DATASET SECTION

## start

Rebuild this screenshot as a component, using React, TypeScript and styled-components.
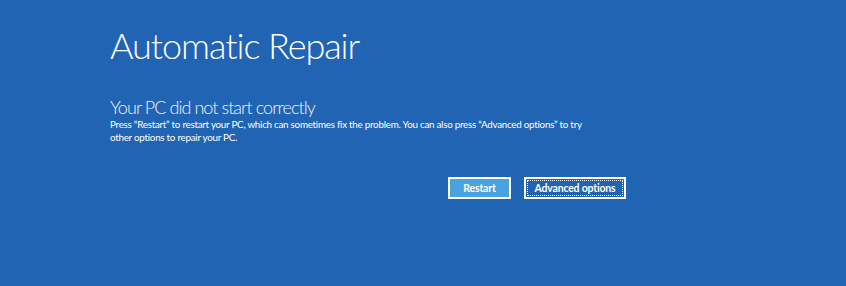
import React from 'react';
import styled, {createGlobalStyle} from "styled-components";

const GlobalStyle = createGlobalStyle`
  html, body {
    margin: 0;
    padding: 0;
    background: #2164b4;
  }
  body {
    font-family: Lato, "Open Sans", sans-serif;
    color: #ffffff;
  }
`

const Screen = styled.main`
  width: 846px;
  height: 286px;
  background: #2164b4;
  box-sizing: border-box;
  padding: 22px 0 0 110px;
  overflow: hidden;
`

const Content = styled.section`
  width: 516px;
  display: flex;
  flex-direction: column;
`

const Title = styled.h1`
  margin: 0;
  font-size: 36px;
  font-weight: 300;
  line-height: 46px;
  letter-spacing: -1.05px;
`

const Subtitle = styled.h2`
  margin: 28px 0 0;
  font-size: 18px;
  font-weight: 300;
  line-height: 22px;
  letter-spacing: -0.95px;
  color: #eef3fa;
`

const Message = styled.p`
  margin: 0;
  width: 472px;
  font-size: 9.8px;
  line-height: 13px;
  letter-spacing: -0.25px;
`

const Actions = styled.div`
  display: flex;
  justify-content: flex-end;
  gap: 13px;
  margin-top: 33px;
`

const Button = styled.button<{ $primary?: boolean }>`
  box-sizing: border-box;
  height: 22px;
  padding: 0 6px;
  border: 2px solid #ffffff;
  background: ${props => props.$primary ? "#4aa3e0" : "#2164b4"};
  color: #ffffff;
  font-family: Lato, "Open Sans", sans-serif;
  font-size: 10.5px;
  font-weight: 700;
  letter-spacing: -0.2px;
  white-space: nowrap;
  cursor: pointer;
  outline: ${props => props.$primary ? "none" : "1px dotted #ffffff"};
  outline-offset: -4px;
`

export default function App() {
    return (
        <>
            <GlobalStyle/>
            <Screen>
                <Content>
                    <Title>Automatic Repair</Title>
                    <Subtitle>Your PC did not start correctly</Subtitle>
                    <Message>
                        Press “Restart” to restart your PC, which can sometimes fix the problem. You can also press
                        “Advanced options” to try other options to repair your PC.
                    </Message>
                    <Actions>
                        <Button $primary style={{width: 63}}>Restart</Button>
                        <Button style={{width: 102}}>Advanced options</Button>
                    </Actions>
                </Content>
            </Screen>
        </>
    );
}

## end

TASK DESCRIPTION
Leave out the pictures and retype every line above exactly.

FINAL RESULT
Rebuild this screenshot as a component, using React, TypeScript and styled-components.
import React from 'react';
import styled, {createGlobalStyle} from "styled-components";

const GlobalStyle = createGlobalStyle`
  html, body {
    margin: 0;
    padding: 0;
    background: #2164b4;
  }
  body {
    font-family: Lato, "Open Sans", sans-serif;
    color: #ffffff;
  }
`

const Screen = styled.main`
  width: 846px;
  height: 286px;
  background: #2164b4;
  box-sizing: border-box;
  padding: 22px 0 0 110px;
  overflow: hidden;
`

const Content = styled.section`
  width: 516px;
  display: flex;
  flex-direction: column;
`

const Title = styled.h1`
  margin: 0;
  font-size: 36px;
  font-weight: 300;
  line-height: 46px;
  letter-spacing: -1.05px;
`

const Subtitle = styled.h2`
  margin: 28px 0 0;
  font-size: 18px;
  font-weight: 300;
  line-height: 22px;
  letter-spacing: -0.95px;
  color: #eef3fa;
`

const Message = styled.p`
  margin: 0;
  width: 472px;
  font-size: 9.8px;
  line-height: 13px;
  letter-spacing: -0.25px;
`

const Actions = styled.div`
  display: flex;
  justify-content: flex-end;
  gap: 13px;
  margin-top: 33px;
`

const Button = styled.button<{ $primary?: boolean }>`
  box-sizing: border-box;
  height: 22px;
  padding: 0 6px;
  border: 2px solid #ffffff;
  background: ${props => props.$primary ? "#4aa3e0" : "#2164b4"};
  color: #ffffff;
  font-family: Lato, "Open Sans", sans-serif;
  font-size: 10.5px;
  font-weight: 700;
  letter-spacing: -0.2px;
  white-space: nowrap;
  cursor: pointer;
  outline: ${props => props.$primary ? "none" : "1px dotted #ffffff"};
  outline-offset: -4px;
`

export default function App() {
    return (
        <>
            <GlobalStyle/>
            <Screen>
                <Content>
                    <Title>Automatic Repair</Title>
                    <Subtitle>Your PC did not start correctly</Subtitle>
                    <Message>
                        Press “Restart” to restart your PC, which can sometimes fix the problem. You can also press
                        “Advanced options” to try other options to repair your PC.
                    </Message>
                    <Actions>
                        <Button $primary style={{width: 63}}>Restart</Button>
                        <Button style={{width: 102}}>Advanced options</Button>
                    </Actions>
                </Content>
            </Screen>
        </>
    );
}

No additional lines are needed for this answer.